Wednesday, October 14, 2015

CB3 to hear details on de Blasio's proposed Zoning for Quality and Affordability



Earlier this year, the de Blasio administration released a citywide plan called Zoning for Quality and Affordability … which entails several zoning changes.

To date, the proposal has reportedly concerned some neighborhood politicians, housing activists and preservation groups.

Here's more from the Greenwich Village Society of Historical Preservation:

GVSHP has expressed many concerns about the plan, particularly its impact upon the East Village where, on most avenues, it would increase the maximum allowable height of new development by 25 feet or up to 31 percent.

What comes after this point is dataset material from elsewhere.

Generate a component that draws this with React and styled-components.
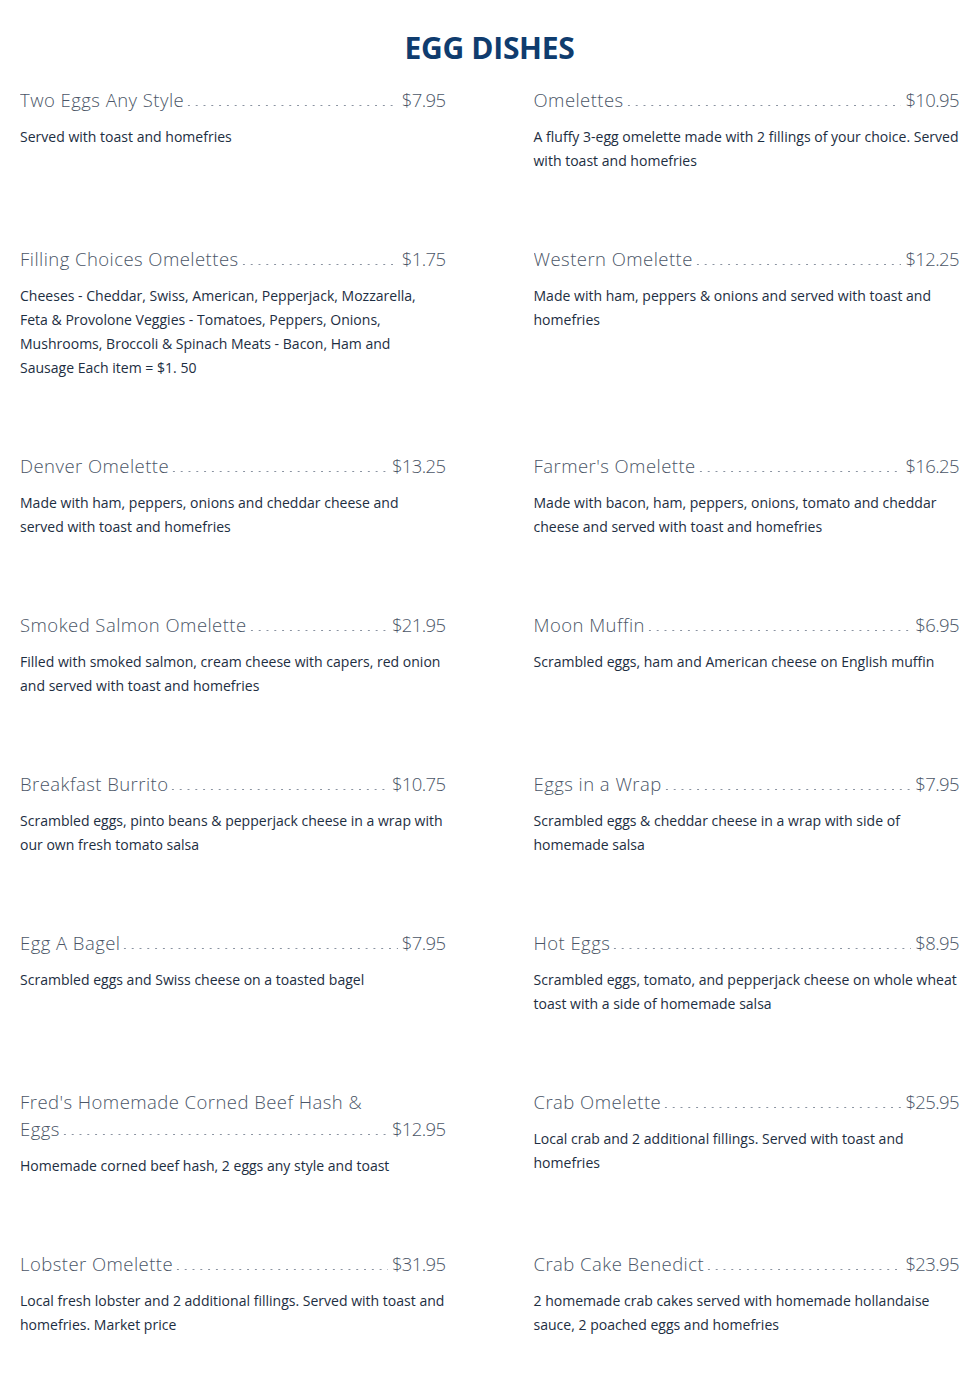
import styled, { createGlobalStyle } from "styled-components";

const items = [
  { name: "Two Eggs Any Style", price: "$7.95", desc: "Served with toast and homefries" },
  { name: "Omelettes", price: "$10.95", desc: "A fluffy 3-egg omelette made with 2 fillings of your choice. Served with toast and homefries" },
  { name: "Filling Choices Omelettes", price: "$1.75", desc: "Cheeses - Cheddar, Swiss, American, Pepperjack, Mozzarella, Feta & Provolone Veggies - Tomatoes, Peppers, Onions, Mushrooms, Broccoli & Spinach Meats - Bacon, Ham and Sausage Each item = $1. 50" },
  { name: "Western Omelette", price: "$12.25", desc: "Made with ham, peppers & onions and served with toast and homefries" },
  { name: "Denver Omelette", price: "$13.25", desc: "Made with ham, peppers, onions and cheddar cheese and served with toast and homefries" },
  { name: "Farmer's Omelette", price: "$16.25", desc: "Made with bacon, ham, peppers, onions, tomato and cheddar cheese and served with toast and homefries" },
  { name: "Smoked Salmon Omelette", price: "$21.95", desc: "Filled with smoked salmon, cream cheese with capers, red onion and served with toast and homefries" },
  { name: "Moon Muffin", price: "$6.95", desc: "Scrambled eggs, ham and American cheese on English muffin" },
  { name: "Breakfast Burrito", price: "$10.75", desc: "Scrambled eggs, pinto beans & pepperjack cheese in a wrap with our own fresh tomato salsa" },
  { name: "Eggs in a Wrap", price: "$7.95", desc: "Scrambled eggs & cheddar cheese in a wrap with side of homemade salsa" },
  { name: "Egg A Bagel", price: "$7.95", desc: "Scrambled eggs and Swiss cheese on a toasted bagel" },
  { name: "Hot Eggs", price: "$8.95", desc: "Scrambled eggs, tomato, and pepperjack cheese on whole wheat toast with a side of homemade salsa" },
  { name: "Fred's Homemade Corned Beef Hash & Eggs", price: "$12.95", desc: "Homemade corned beef hash, 2 eggs any style and toast" },
  { name: "Crab Omelette", price: "$25.95", desc: "Local crab and 2 additional fillings. Served with toast and homefries" },
  { name: "Lobster Omelette", price: "$31.95", desc: "Local fresh lobster and 2 additional fillings. Served with toast and homefries. Market price" },
  { name: "Crab Cake Benedict", price: "$23.95", desc: "2 homemade crab cakes served with homemade hollandaise sauce, 2 poached eggs and homefries" },
];

export default function App() {
  return (
    <Page>
      <Global />
      <Heading>EGG DISHES</Heading>
      <Grid>
        {items.map((item) => (
          <Item key={item.name}>
            <TitleRow>
              <NameBox>
                {item.name}
                <Leader />
              </NameBox>
              <Price>{item.price}</Price>
            </TitleRow>
            <Desc>{item.desc}</Desc>
          </Item>
        ))}
      </Grid>
    </Page>
  );
}

const Global = createGlobalStyle`
  body {
    margin: 0;
    background: #fff;
  }
`;

const Page = styled.div`
  padding: 28px 6px 40px 20px;
`;

const Heading = styled.h1`
  margin: 0 0 18px;
  text-align: center;
  font-family: "Open Sans", sans-serif;
  font-weight: 700;
  font-size: 30px;
  line-height: 40px;
  color: #0f3c6e;
  letter-spacing: -0.3px;
`;

const Grid = styled.div`
  display: grid;
  grid-template-columns: 1fr 1fr;
  column-gap: 88px;
  row-gap: 72.5px;
`;

const Item = styled.div`
  display: flex;
  flex-direction: column;
`;

const TitleRow = styled.div`
  display: flex;
  align-items: flex-end;
  font-family: "Open Sans", sans-serif;
  font-weight: 300;
  font-size: 18.5px;
  line-height: 27px;
  color: #4b5667;
  letter-spacing: 0.45px;
`;

const NameBox = styled.div`
  flex: 1;
  min-width: 0;
  overflow: hidden;
`;

/* dotted leader: paints far to the right, clipped by NameBox */
const Leader = styled.span`
  display: inline-block;
  width: 600px;
  height: 3px;
  margin-left: 1px;
  margin-right: -600px;
  background-image: radial-gradient(circle, #8a93a1 0.7px, transparent 1.1px);
  background-size: 7.8px 3px;
  background-repeat: repeat-x;
  background-position: 0 0;
`;

const Price = styled.div`
  flex: none;
  padding-left: 4px;
  letter-spacing: -0.6px;
`;

const Desc = styled.p`
  margin: 11.5px 0 0;
  font-family: "Open Sans", sans-serif;
  font-size: 14.04px;
  line-height: 24px;
  color: #1d2e42;
`;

The premise of the plan is that it will create "higher quality" developments and allow for the creation of more affordable housing units, but we believe there is little or no evidence that either is the case, while the plan will clearly roll back hard-fought-for neighborhood zoning protections and result in a greater loss of light, air and scale in our neighborhoods.

You can read the city's PDF on how this would impact zoning in Community Board 3 right here.

Reps from the Department of City Planning will present the plan (PDF) this evening before CB3's Land Use, Zoning, Public & Private Housing Committee. The meeting will take place at the Educational Alliance Manny Cantor Center, 197 E. Broadway (at Jefferson Street, one block east of Essex Street). The meeting begins at 6:30 p.m., though this is the fifth item on the agenda.

The plan requires advisory input from Community Boards and borough presidents as well as approval from the City Council, per Capital New York, who has more on the proposals here.

4 comments:

Anonymous said...

We are screwed no matter what happens unfortunately, we are up against a lot of developer money and they will always find away to stack the deck in their favor. Changing laws and asking developers to obey the new rules is like putting the fox in charge of the chicken coup.

Anonymous said...

Didn't we all compromise years ago on building up the avenues in order to preserve the low-rise, neighborhood feel of the streets? We can't freeze development everywhere. This isn't San Francisco.

cmarrtyy said...

By allowing more density on the avenues we are surrendering quality of life just to allow more people to live in Manhattan. Why do we need to increase the population of Manhattan. The infrastructure and and services can't keep up with it at present. And don't forget the 59 million tourists who come here every year stay in Manhattan mostly. That means 12 million a month added to the Manhattan population. New construction should be built in the outlying boroughs. It would be cheaper and faster to build.

Anonymous said...

To Anon 9:23 -- the fact that the community compromised for the 2008 rezoning is exactly why this broad-brush, city-wide rezoning is not OK.

In the '08 rezoning, lower heights were maintained on the streets, with higher heights on the avenues. Now the city wants to come in and increase allowable heights on the avenues by up to 25 feet. Putting "affordability" in the title of the proposal is a handy way to make everyone think this is worthwhile. While there is a HOPE for significant public benefit, there is NO GUARANTEE of it.

You can hardly walk down a street in NYC -- certainly not in Manhattan -- without running into scaffolding, cranes, etc. The whole place is a construction zone. Development is hardly being "frozen." You're right, this isn't San Francisco.

But it is a Village where local self-determination and local character are highly valued.

And 12:50 is right that the infrastructure is not keeping up.

Come to the meeting tonight, everybody!